Even though Flacco may not have been the greatest quarterback ever, he still has done stuff that few quarterbacks said they could do. He has a Super Bowl MVP under his belt, which is every NFL player’s dream. During that Super Bowl season in 2012, Flacco had a nearly flawless postseason, throwing eleven touchdowns and zero interceptions. He’s in good company as the only other person to do that in a postseason was Joe Montana. Along the way, he beat two of the best quarterbacks in NFL history, Peyton Manning and Tom Brady. The only other person to do that was Mark Sanchez. He was also the first quarterback to lead his team to the playoffs in his first five seasons and has the most road postseason wins among quarterbacks at 6.  

However, after the Super Bowl season, Flacco signed a big contract worth $120 million. In 2013, he regressed significantly, and the Ravens missed the playoffs for the first time during his tenure. He was able to rebound and lead the Ravens back to the playoffs in 2014, but the next few years were marked by injuries and declining performance. He tore his ACL in 2015 and had subpar seasons in 2016 and 2017. 

This past season saw Flacco play his best football in years with a revamped wide receiver corps during the first half of the year. However, he hurt his hip midway through the season, and Lamar Jackson took the season by storm with his electrifying athleticism, leading a 4-5 team to win 6 of its last 7 games and the AFC North title. 

Although Flacco didn’t play like he was being paid $120 million, he still showed shades of the Super Bowl MVP he once was during his later years with the team. In 2014, he threw a career high 27 touchdowns and barely missed out on throwing 4,000 yards. In 2016, amid his decline, he was still able to throw a career high 4,317 yards. And during the game in 2015 in which he tore his ACL, he didn’t let that stop him from leading the Ravens on a game winning drive. 

Flacco’s main problem was consistency. One week, he could play like Joe Montana and then play like Ryan Leaf the next.  

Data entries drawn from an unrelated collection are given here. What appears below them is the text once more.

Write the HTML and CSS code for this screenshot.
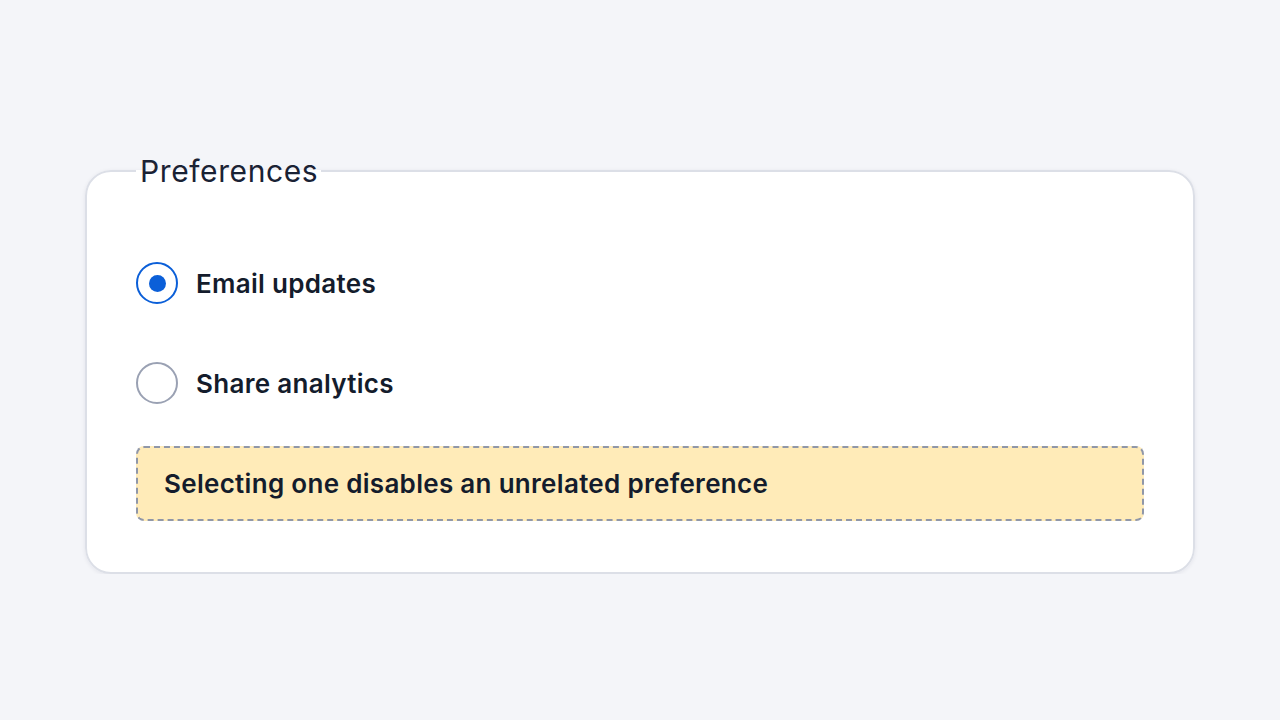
FILE: index.html
```html
<!DOCTYPE html>
<html>
  <head>
    <title>Preferences</title>
    <link rel="stylesheet" href="styles.css">
  </head>
  <body>
    <div class="page">
      <fieldset class="prefs">
        <legend>Preferences</legend>
        <div class="stack">
          <label class="option">
            <input type="radio" name="pref" checked>
            <span class="dot"></span>
            <span class="option-text">Email updates</span>
          </label>
          <label class="option">
            <input type="radio" name="pref">
            <span class="dot"></span>
            <span class="option-text">Share analytics</span>
          </label>
          <div class="note">Selecting one disables an unrelated preference</div>
        </div>
      </fieldset>
    </div>
  </body>
</html>
```

FILE: styles.css
```css
* {
  box-sizing: border-box;
}
body {
  margin: 0;
  background: #f4f5f9;
  font-family: Inter, "Noto Sans", sans-serif;
  color: #141c2c;
}
.page {
  padding: 153px 85px 0;
}
.prefs {
  margin: 0;
  border: 2px solid #dcdfe7;
  border-radius: 26px;
  background: #fff;
  padding: 57px 49px 51px;
  box-shadow: 0 1px 4px rgba(20, 30, 60, .08);
}
.prefs legend {
  padding: 0 3px 0 4px;
  font-size: 30px;
  line-height: 36px;
  font-weight: 400;
  letter-spacing: 0.6px;
  color: #1a2234;
}
.stack {
  display: flex;
  flex-direction: column;
  gap: 26px;
}
.option {
  display: flex;
  align-items: center;
  gap: 18px;
  min-height: 74px;
  cursor: pointer;
}
.option input {
  display: none;
}
.dot {
  width: 42px;
  height: 42px;
  border-radius: 50%;
  border: 2px solid #9aa1b3;
  display: flex;
  align-items: center;
  justify-content: center;
  flex: none;
}
.option input:checked + .dot {
  border-color: #0b5fd8;
}
.option input:checked + .dot::after {
  content: "";
  width: 17px;
  height: 17px;
  border-radius: 50%;
  background: #0b5fd8;
}
.option-text {
  font-size: 26px;
  font-weight: 600;
  letter-spacing: 0.3px;
}
.note {
  min-height: 75px;
  display: flex;
  align-items: center;
  padding: 0 26px;
  background: #ffebb8;
  border: 2px dashed #9097a8;
  border-radius: 8px;
  font-size: 26px;
  font-weight: 600;
  letter-spacing: 0.3px;
}
```
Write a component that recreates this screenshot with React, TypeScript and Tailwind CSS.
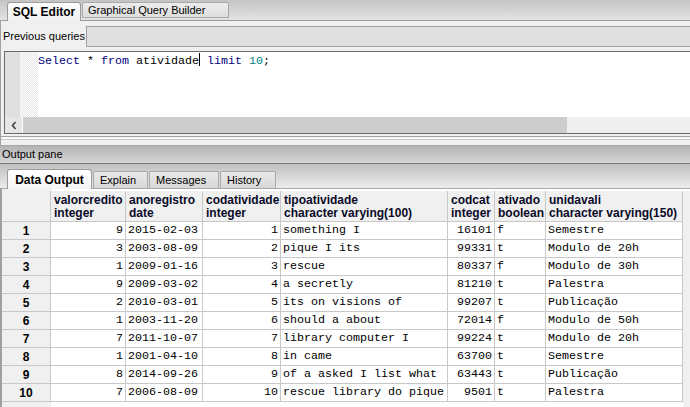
import React from 'react';

const rows: [number, number, string, number, string, number, string, string][] = [
  [1, 9, '2015-02-03', 1, 'something I', 16101, 'f', 'Semestre'],
  [2, 3, '2003-08-09', 2, 'pique I its', 99331, 't', 'Modulo de 20h'],
  [3, 1, '2009-01-16', 3, 'rescue', 80337, 'f', 'Modulo de 30h'],
  [4, 9, '2009-03-02', 4, 'a secretly', 81210, 't', 'Palestra'],
  [5, 2, '2010-03-01', 5, 'its on visions of', 99207, 't', 'Publicação'],
  [6, 1, '2003-11-20', 6, 'should a about', 72014, 'f', 'Modulo de 50h'],
  [7, 7, '2011-10-07', 7, 'library computer I', 99224, 't', 'Modulo de 20h'],
  [8, 1, '2001-04-10', 8, 'in came', 63700, 't', 'Semestre'],
  [9, 8, '2014-09-26', 9, 'of a asked I list what', 63443, 't', 'Publicação'],
  [10, 7, '2006-08-09', 10, 'rescue library do pique', 9501, 't', 'Palestra'],
];

const headers: [string, string][] = [
  ['valorcredito', 'integer'],
  ['anoregistro', 'date'],
  ['codatividade', 'integer'],
  ['tipoatividade', 'character varying(100)'],
  ['codcat', 'integer'],
  ['ativado', 'boolean'],
  ['unidavali', 'character varying(150)'],
];

const widths = ['w-[75px]', 'w-[77px]', 'w-[78px]', 'w-[167px]', 'w-[47px]', 'w-[51px]', 'w-[137px]'];
const rightAlign = [true, false, true, false, true, false, false];

export default function App() {
  const ui = "font-['Liberation_Sans','Arial',sans-serif]";
  const mono = "font-['Liberation_Mono','Courier_New',monospace]";
  return (
    <div className={`w-[690px] h-[407px] overflow-hidden bg-[#f0f0f0] text-black ${ui} text-[11px]`}>
      {/* top tab bar */}
      <div className="h-[21px] bg-gradient-to-b from-[#c4c4c4] to-[#e4e4e4] border-b border-[#9a9a9a] flex items-end pl-[7px]">
        <div className="w-[74px] h-[19px] -mb-px bg-gradient-to-b from-[#fdfdfd] to-[#f0f0f0] border border-b-0 border-[#9c9c9c] rounded-t-[3px] flex items-center justify-center font-bold text-[12px] leading-none whitespace-nowrap">
          SQL Editor
        </div>
        <div className="w-[147px] h-[16px] mb-[2px] ml-px bg-gradient-to-b from-[#ececec] to-[#dedede] border border-[#a8a8a8] rounded-t-[2px] flex items-center pl-[5px] text-[11px] leading-none whitespace-nowrap">
          Graphical Query Builder
        </div>
      </div>
      <div className="h-[5px] border-l border-[#a0a0a0]" />
      {/* previous queries */}
      <div className="h-[21px] flex border-l border-[#a0a0a0]">
        <div className="w-[85px] flex items-center pl-[2px] text-[11px] leading-none whitespace-nowrap">Previous queries</div>
        <div className="flex-1 bg-[#e0e0e0] border border-r-0 border-[#a0a0a0]" />
      </div>
      <div className="h-[4px] border-l border-[#a0a0a0]" />
      {/* editor */}
      <div className="h-[83px] pl-[3px] border-l border-[#a0a0a0]">
        <div className="h-full flex flex-col border-t border-l border-b border-[#6a6a6a] bg-white">
          <div className="flex-1 flex min-h-0">
            <div className="w-[15px] bg-[#e0e0e0]" />
            <div className="w-[18px] bg-[repeating-conic-gradient(#e6e6e6_0_25%,#ffffff_0_50%)] bg-[length:2px_2px]" />
            <div className={`${mono} text-[11.67px] leading-[14px] pt-[2px] whitespace-pre`}>
              <span className="text-[#00007f]">Select</span>
              <span> * </span>
              <span className="text-[#00007f]">from</span>
              <span> atividade</span>
              <span className="inline-block w-px h-[13px] bg-black align-middle -mt-[2px]" />
              <span> </span>
              <span className="text-[#00007f]">limit</span>
              <span> </span>
              <span className="text-[#007f7f]">10</span>
              <span>;</span>
            </div>
          </div>
          <div className="h-[16px] flex">
            <div className="w-[17px] bg-[#e6e6e6] flex items-center justify-center">
              <svg width="8" height="9" viewBox="0 0 8 9">
                <path d="M5.5 1 L2.5 4.5 L5.5 8" stroke="#404040" strokeWidth="1.6" fill="none" />
              </svg>
            </div>
            <div className="w-[544px] bg-[#cdcdcd] ml-px" />
            <div className="flex-1 bg-[#efefef]" />
          </div>
        </div>
      </div>
      {/* splitter */}
      <div className="h-[11px] border-l border-[#a0a0a0] flex flex-col">
        <div className="h-[2px]" />
        <div className="h-px bg-[#a0a0a0]" />
        <div className="h-[2px] bg-[#fafafa]" />
        <div className="h-px bg-[#c8c8c8]" />
      </div>
      {/* output pane header */}
      <div className="h-[19px] border-t border-[#a8a8a8] bg-gradient-to-b from-[#b4b4b4] to-[#d6d6d6] flex items-center pl-[2px] text-[11px] leading-none border-b border-b-[#7a7a7a]">
        Output pane
      </div>
      {/* output tabs */}
      <div className="h-[25px] bg-gradient-to-b from-[#c0c0c0] to-[#ececec] border-b border-[#a8a8a8] flex items-end pl-[7px]">
        <div className="w-[85px] h-[20px] -mb-px bg-gradient-to-b from-[#ffffff] to-[#f4f4f4] border border-b-0 border-[#9c9c9c] rounded-t-[3px] flex items-center justify-center font-bold text-[12px] leading-none whitespace-nowrap">
          Data Output
        </div>
        <div className="w-[55px] h-[17px] ml-px bg-gradient-to-b from-[#e8e8e8] to-[#d8d8d8] border border-b-0 border-[#a8a8a8] rounded-t-[2px] flex items-center pl-[6px] text-[11px] leading-none">
          Explain
        </div>
        <div className="w-[70px] h-[17px] ml-px bg-gradient-to-b from-[#e8e8e8] to-[#d8d8d8] border border-b-0 border-[#a8a8a8] rounded-t-[2px] flex items-center pl-[6px] text-[11px] leading-none">
          Messages
        </div>
        <div className="w-[56px] h-[17px] ml-px bg-gradient-to-b from-[#e8e8e8] to-[#d8d8d8] border border-b-0 border-[#a8a8a8] rounded-t-[2px] flex items-center pl-[6px] text-[11px] leading-none">
          History
        </div>
      </div>
      {/* table */}
      <div className="flex h-full border-l-2 border-[#a0a0a0] pt-[2px] bg-[linear-gradient(to_right,#f0f0f0_49px,#ffffff_49px)]">
        <div className="w-[681px]">
          <div className="flex h-[31px] border-b border-[#c8c8c8] bg-[#f0f0f0]">
            <div className="w-[49px] border-r border-[#c8c8c8]" />
            {headers.map((h, i) => (
              <div
                key={i}
                className={`${widths[i]} border-r border-[#c8c8c8] pl-[3px] pt-[3px] font-bold text-[12px] leading-[13px] text-[#0a0a28] whitespace-nowrap overflow-hidden`}
              >
                <div>{h[0]}</div>
                <div>{h[1]}</div>
              </div>
            ))}
          </div>
          {rows.map((r) => (
            <div key={r[0]} className="flex h-[18px] border-b border-[#c8c8c8]">
              <div className="w-[49px] bg-[#f0f0f0] border-r border-[#c8c8c8] flex items-center justify-center font-bold text-[12px] leading-none">
                {r[0]}
              </div>
              {r.slice(1).map((v, i) => (
                <div
                  key={i}
                  className={`${widths[i]} border-r border-[#c8c8c8] bg-white flex items-center ${
                    rightAlign[i] ? 'justify-end pr-[2px]' : 'pl-[2px]'
                  } ${mono} text-[11.67px] leading-none whitespace-pre overflow-hidden`}
                >
                  {String(v)}
                </div>
              ))}
            </div>
          ))}
        </div>
        <div className="flex-1 bg-[#f0f0f0]" />
      </div>
    </div>
  );
}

In conclusion, even though he may not have been an elite quarterback, he was still a very talented player who could rise to the occasion when it mattered the most. He turned the Ravens from a struggling team to annual playoff contenders. His magical performance in the 2012 postseason is what sealed his place in Ravens history. Ravens nation will be eternally grateful for that run, but that’s in the past. He’s 34 years old and is well past his prime. The Ravens have a young prospect in Lamar Jackson, and he has a lot of potential to grow into a talented star who can lead them into the future.